Since the first discourse on Karma by Lord Gautama Buddha more than 2,500 years ago; the world has witnessed many destructions and changes. Many personal empires and dynasties, great and small, have come and gone. Whilst many more continue to exist today under the guise of democracy and industry. The world has morphed and changed tremendously since the industrial revolution. Over a few generations, people have also altered their behaviours consciously to align with acceptable social norms. These behavioural changes are, however, extrinsic. It is a survival strategy. A pretence to ensure our innermost desires and thoughts are kept safe and away from prying eyes. The outward displays of compassion and generosity are mere expressions of our inner guilt and pity, especially on those we deem worse-off than us, not because we understood noble notions but rather, we are fueled by misconceptions caused by our own karmic feelings and emotions.
Karma is a curious Truth. It stems from our intentions and actions (or non-actions) in previous lives; but brought forth as sensations, feelings and emotions in this life. The cessation of Karma (sufferings) therefore must depend on our daily practice to neutralise these karmic sensations, feelings, and emotions before they tighten their stranglehold on us. If we are constantly consumed by negative karmic emotions, we must seek to resolve the karmic sensations and feelings that give rise to these emotions. By not doing anything about it (non-action), these negative karmic emotions will be carried forward to our next life. This is the sophistication of Karma - it is not just actions, but also non-actions that give rise to Karma. Whatever feelings and emotions we harbour towards another person in this life; e.g., a spouse, child, competitor, relative or neighbour, etc, will be ingrained in our Spirit which also acts as the medium of propagation into our future lives. It is a contagion. If we are not careful, these karmic emotions will rise and impact us in ways we may not fathom in a new life. Karma is sophisticated but it is not complicated. Once we understood how our sensations, feelings, and emotions give rise to Karma, we will have a fighting chance of overcoming Karma.

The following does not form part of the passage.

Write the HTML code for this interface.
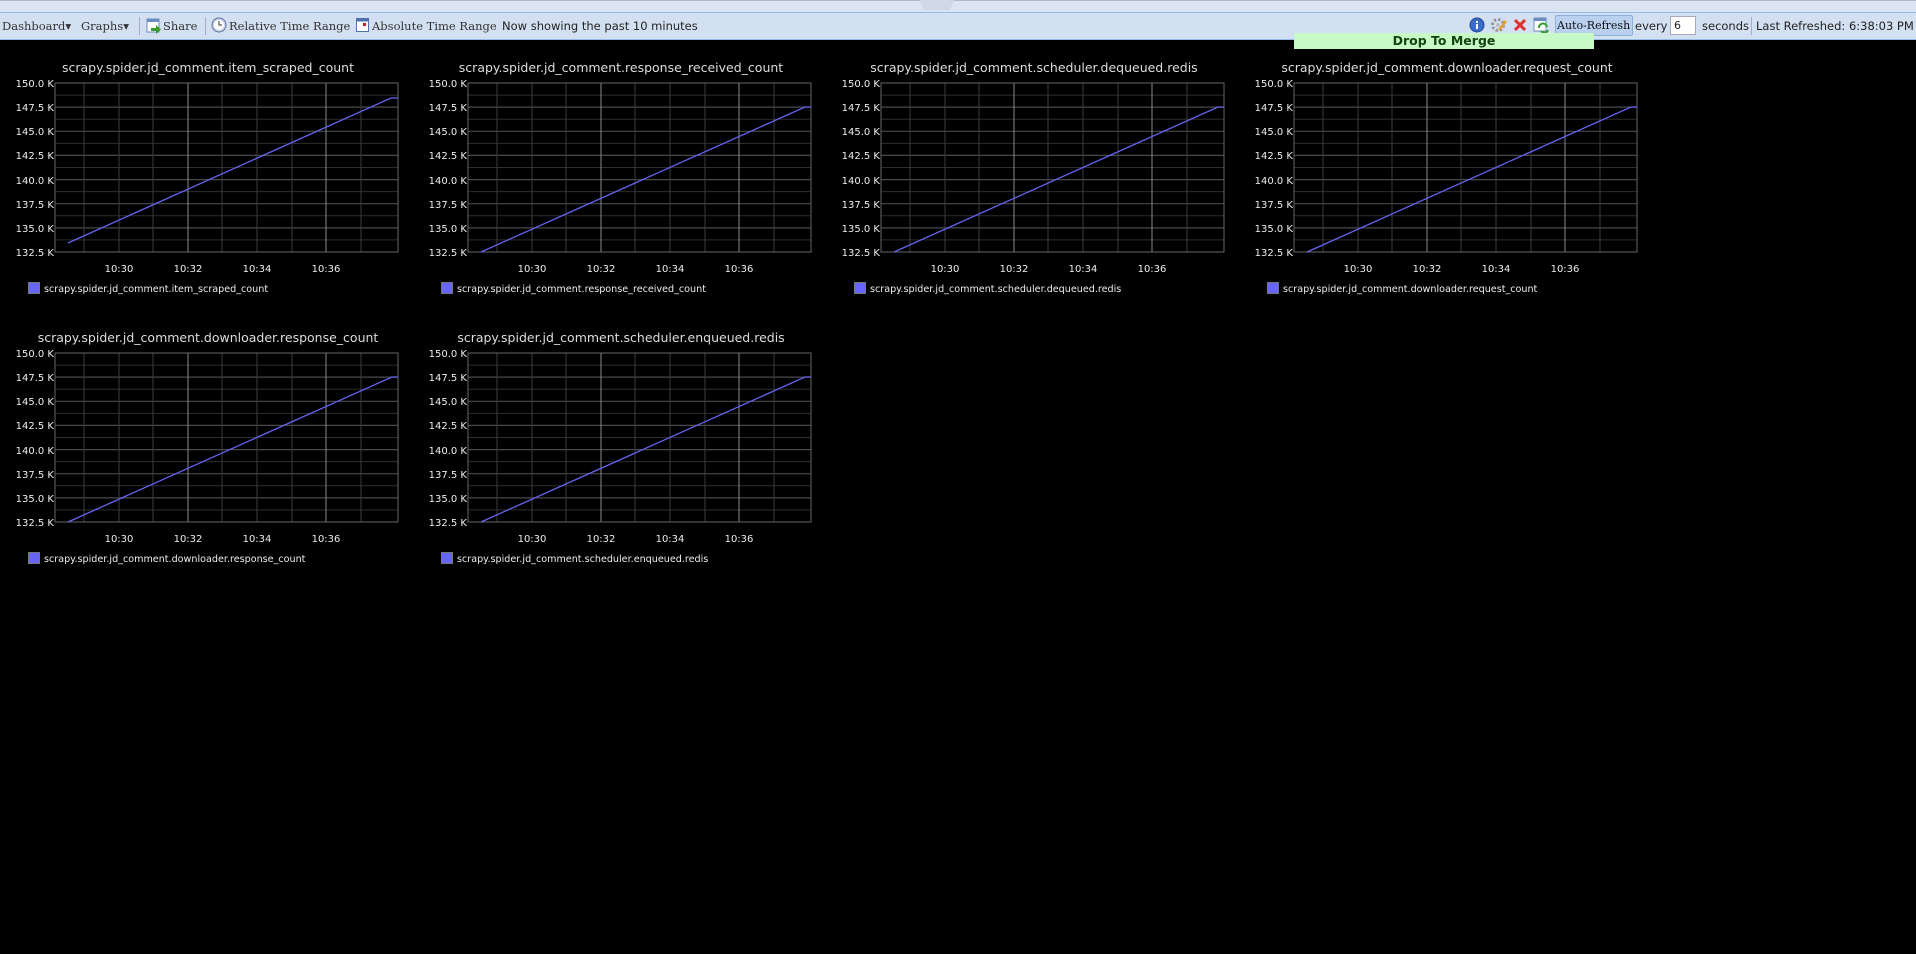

There is no such thing as good or bad Karma. Our perception of good or bad depends on how much we feel about a particular event or circumstance. If we harbour negatively-charged karmic emotions, we will naturally react strongly to the stimulus. On the contrary, if we harbour comparatively positive karmic emotions, we will react favourably to the same stimulus. The stronger our karmic feelings and emotions, the higher the tendency for an event or circumstance to stir up a reaction. It sounds simple, but since we are not keenly aware of our karmic feelings and emotions, we will always find ourselves in all kinds of unflattering predicaments. To overcome this, we must first learn the art of observation. Start by observing ourselves (this is intrinsically a human ability) so as to find out what makes us angry, happy or sad. Find out also what annoys us or what makes us calm. Observe how we react to our spouses, children, siblings, friends, colleagues, neighbours or strangers. And think about how we might react differently, or anticipate how they might react to us if we had reacted differently. Next, observe others around us. How are they reacting to events or circumstances? Be mindful that others around us are also not keenly aware of their karmic feelings and emotions. Hence, if we are sufficiently observant, we should be able to “see” intricate behaviours unbeknownst to the observed. The art of observing others is not to partake in their events or circumstances. Observe as if a movie-goer in a cinema, except that we are observing others watching the “movie” and seeing how much they are engrossed in it. If we can do this, we will naturally awaken our subconscious mind and heighten our awareness of our own karmic feelings and emotions.
The fact that life is suffering means that we are naturally and karmically negatively-charged in terms of our sensations, feelings and emotions. We may work hard to better our lives (and become very good at it) or may participate in feel-good events to conjure up pleasant feelings and emotions. But experience tells us that these feelings and emotions do not last. Before we know it, we slip back into the negative emotions that drive us in a complete cycle - over and over again. Without consent, we permit ourselves to wallow in our ignorance - day in and day out. We remind ourselves to be positive, but only as long as we can remember to remind ourselves. This is why we need to be aware of our sensations, feelings and emotions; by learning to focus our mind on useful tasks that will really make a difference in our lives. Whenever we have strong negative emotions about someone; instead of fuming, why not dispense some of the negative energy by coming up with five positive traits about this person? Try it, and see how a simple tweak as this might change lives. It may look like a small feat, but a new life sprouts with each little success in our quests to overcome Karma!